Objective ▸ Leave out the pictures, and write out exactly the lines from the beginning of the material to the line holding "const text = '#444444'", that line included, and nothing else.

━━ Material provided ━━

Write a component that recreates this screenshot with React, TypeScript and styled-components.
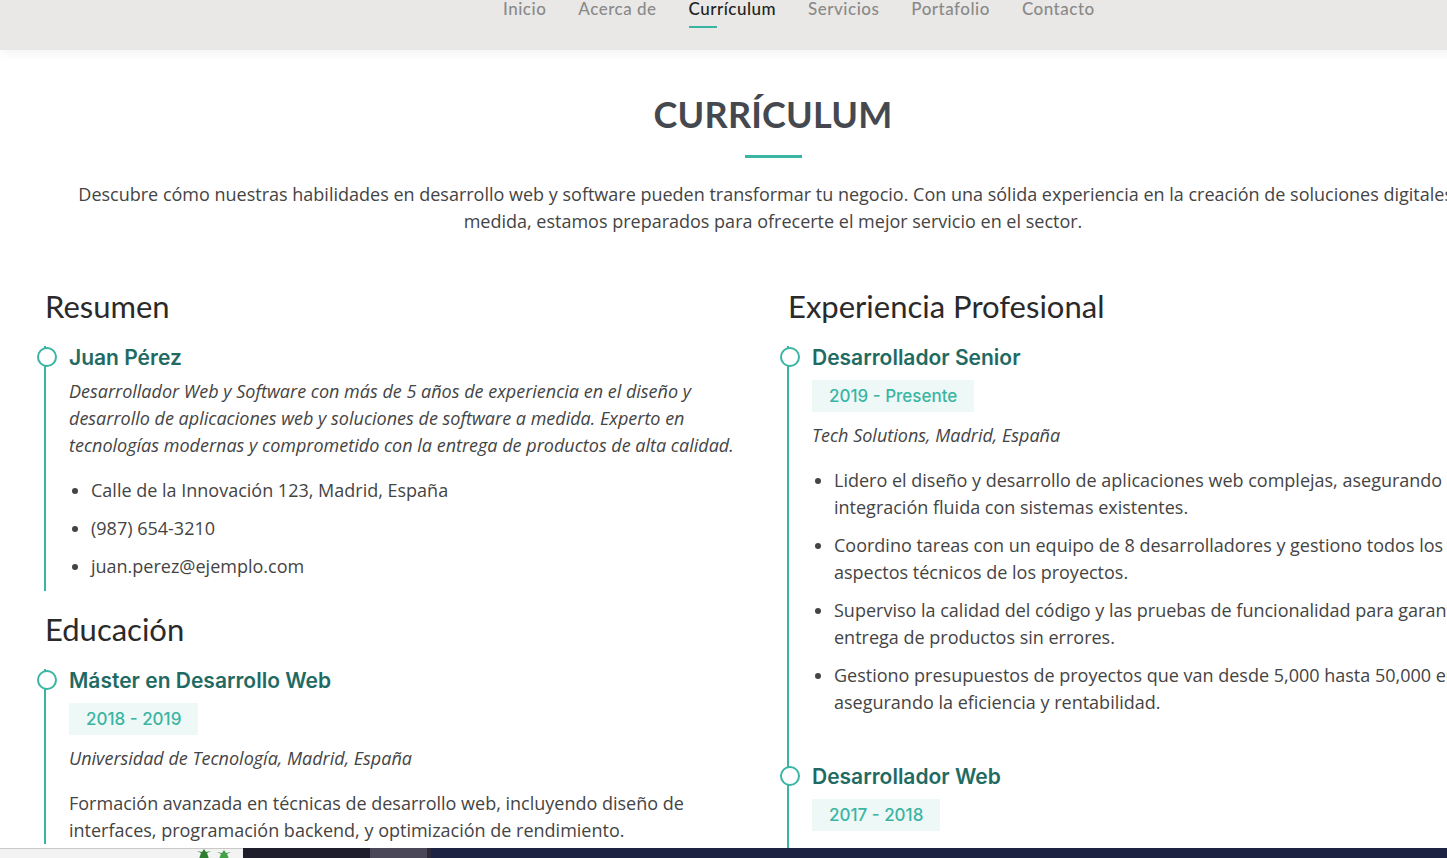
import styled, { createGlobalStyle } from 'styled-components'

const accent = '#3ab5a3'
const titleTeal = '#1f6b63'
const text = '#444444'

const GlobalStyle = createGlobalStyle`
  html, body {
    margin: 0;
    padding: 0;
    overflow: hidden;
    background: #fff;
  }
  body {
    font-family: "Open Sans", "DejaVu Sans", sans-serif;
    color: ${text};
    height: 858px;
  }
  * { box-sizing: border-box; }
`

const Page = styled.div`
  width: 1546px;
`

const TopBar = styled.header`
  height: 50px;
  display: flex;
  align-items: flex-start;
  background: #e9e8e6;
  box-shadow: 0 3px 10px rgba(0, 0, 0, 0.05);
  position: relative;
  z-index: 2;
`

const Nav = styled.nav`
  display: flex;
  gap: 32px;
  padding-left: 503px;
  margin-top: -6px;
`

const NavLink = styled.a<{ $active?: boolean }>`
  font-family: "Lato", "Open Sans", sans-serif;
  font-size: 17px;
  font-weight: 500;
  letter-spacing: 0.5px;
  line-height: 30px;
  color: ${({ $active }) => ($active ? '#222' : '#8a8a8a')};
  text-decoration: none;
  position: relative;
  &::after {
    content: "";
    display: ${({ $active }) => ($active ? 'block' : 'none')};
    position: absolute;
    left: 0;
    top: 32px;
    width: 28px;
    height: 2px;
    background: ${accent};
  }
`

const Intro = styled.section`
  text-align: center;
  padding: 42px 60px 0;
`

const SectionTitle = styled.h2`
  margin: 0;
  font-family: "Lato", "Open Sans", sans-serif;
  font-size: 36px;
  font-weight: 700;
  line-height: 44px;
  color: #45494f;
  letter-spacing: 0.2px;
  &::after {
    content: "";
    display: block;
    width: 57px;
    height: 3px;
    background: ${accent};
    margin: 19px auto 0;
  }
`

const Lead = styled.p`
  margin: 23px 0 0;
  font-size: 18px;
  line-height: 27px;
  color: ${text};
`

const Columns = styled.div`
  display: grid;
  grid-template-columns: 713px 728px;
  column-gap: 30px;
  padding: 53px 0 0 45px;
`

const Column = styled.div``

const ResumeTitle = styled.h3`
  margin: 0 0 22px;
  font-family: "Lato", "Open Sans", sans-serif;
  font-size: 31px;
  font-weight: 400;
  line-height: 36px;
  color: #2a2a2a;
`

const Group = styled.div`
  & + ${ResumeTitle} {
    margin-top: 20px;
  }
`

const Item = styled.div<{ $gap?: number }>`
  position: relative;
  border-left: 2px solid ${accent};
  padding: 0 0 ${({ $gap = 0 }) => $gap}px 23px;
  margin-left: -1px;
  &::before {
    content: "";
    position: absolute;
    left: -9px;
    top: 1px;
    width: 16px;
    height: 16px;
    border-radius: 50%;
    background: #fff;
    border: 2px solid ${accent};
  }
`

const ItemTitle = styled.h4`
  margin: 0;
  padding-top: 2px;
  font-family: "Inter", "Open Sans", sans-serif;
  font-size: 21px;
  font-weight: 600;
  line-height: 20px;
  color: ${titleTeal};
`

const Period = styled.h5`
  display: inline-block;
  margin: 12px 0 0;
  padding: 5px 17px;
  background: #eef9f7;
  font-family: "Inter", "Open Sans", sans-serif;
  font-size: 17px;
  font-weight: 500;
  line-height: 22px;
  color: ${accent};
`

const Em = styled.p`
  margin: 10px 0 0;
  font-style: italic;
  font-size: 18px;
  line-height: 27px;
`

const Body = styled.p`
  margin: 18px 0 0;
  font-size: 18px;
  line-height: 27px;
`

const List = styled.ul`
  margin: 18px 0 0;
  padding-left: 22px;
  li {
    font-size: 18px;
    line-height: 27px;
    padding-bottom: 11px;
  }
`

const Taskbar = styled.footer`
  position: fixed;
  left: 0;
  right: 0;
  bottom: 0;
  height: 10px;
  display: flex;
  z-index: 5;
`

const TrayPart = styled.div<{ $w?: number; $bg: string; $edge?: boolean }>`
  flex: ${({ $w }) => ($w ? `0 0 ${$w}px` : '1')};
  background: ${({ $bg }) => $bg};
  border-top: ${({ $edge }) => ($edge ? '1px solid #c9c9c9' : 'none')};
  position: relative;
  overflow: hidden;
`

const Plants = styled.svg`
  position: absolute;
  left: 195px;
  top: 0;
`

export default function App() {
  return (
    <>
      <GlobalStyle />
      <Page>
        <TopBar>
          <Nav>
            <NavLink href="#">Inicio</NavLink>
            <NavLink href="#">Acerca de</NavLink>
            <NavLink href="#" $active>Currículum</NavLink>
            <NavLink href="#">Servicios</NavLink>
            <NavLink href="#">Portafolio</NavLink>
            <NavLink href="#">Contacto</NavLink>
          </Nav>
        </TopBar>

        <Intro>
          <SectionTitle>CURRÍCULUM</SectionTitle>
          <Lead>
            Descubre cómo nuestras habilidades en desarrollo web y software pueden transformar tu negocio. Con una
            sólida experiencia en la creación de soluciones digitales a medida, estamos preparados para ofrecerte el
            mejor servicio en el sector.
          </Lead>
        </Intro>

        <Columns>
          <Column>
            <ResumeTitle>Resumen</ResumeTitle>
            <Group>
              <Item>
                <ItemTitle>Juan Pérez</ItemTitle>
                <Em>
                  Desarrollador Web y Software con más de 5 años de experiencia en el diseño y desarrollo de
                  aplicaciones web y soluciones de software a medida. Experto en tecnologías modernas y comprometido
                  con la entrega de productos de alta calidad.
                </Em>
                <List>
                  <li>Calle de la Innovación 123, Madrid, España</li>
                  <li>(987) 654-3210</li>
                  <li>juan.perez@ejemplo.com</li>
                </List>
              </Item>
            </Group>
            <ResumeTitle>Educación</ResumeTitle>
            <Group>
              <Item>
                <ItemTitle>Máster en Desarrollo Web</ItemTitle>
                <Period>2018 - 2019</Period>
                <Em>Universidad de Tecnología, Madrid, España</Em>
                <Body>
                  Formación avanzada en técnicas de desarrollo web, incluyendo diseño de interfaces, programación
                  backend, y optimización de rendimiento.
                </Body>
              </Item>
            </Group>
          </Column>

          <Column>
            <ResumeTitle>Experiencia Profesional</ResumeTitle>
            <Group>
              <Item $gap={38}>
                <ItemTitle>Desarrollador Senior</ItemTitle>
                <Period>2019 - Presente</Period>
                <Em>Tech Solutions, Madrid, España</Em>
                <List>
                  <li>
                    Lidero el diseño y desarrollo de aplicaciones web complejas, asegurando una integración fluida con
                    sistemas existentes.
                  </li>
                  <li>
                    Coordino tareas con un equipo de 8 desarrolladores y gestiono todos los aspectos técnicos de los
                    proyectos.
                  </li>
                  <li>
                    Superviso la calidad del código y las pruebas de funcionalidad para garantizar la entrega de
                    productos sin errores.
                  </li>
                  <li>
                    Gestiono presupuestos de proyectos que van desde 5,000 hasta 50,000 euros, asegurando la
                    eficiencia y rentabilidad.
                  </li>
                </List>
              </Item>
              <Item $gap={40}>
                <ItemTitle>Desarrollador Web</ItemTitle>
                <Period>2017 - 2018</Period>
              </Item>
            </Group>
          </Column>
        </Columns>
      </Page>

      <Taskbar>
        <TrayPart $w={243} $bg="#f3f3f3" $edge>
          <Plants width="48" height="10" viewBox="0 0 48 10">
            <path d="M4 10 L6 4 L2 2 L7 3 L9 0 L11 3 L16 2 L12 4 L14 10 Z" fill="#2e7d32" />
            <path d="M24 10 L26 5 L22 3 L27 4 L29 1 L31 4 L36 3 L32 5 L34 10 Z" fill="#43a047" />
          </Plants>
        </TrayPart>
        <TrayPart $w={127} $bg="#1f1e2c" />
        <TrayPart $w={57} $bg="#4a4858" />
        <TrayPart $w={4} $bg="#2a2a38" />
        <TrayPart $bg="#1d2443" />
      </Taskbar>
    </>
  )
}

━━━

Answer in full ▸
Write a component that recreates this screenshot with React, TypeScript and styled-components.
import styled, { createGlobalStyle } from 'styled-components'

const accent = '#3ab5a3'
const titleTeal = '#1f6b63'
const text = '#444444'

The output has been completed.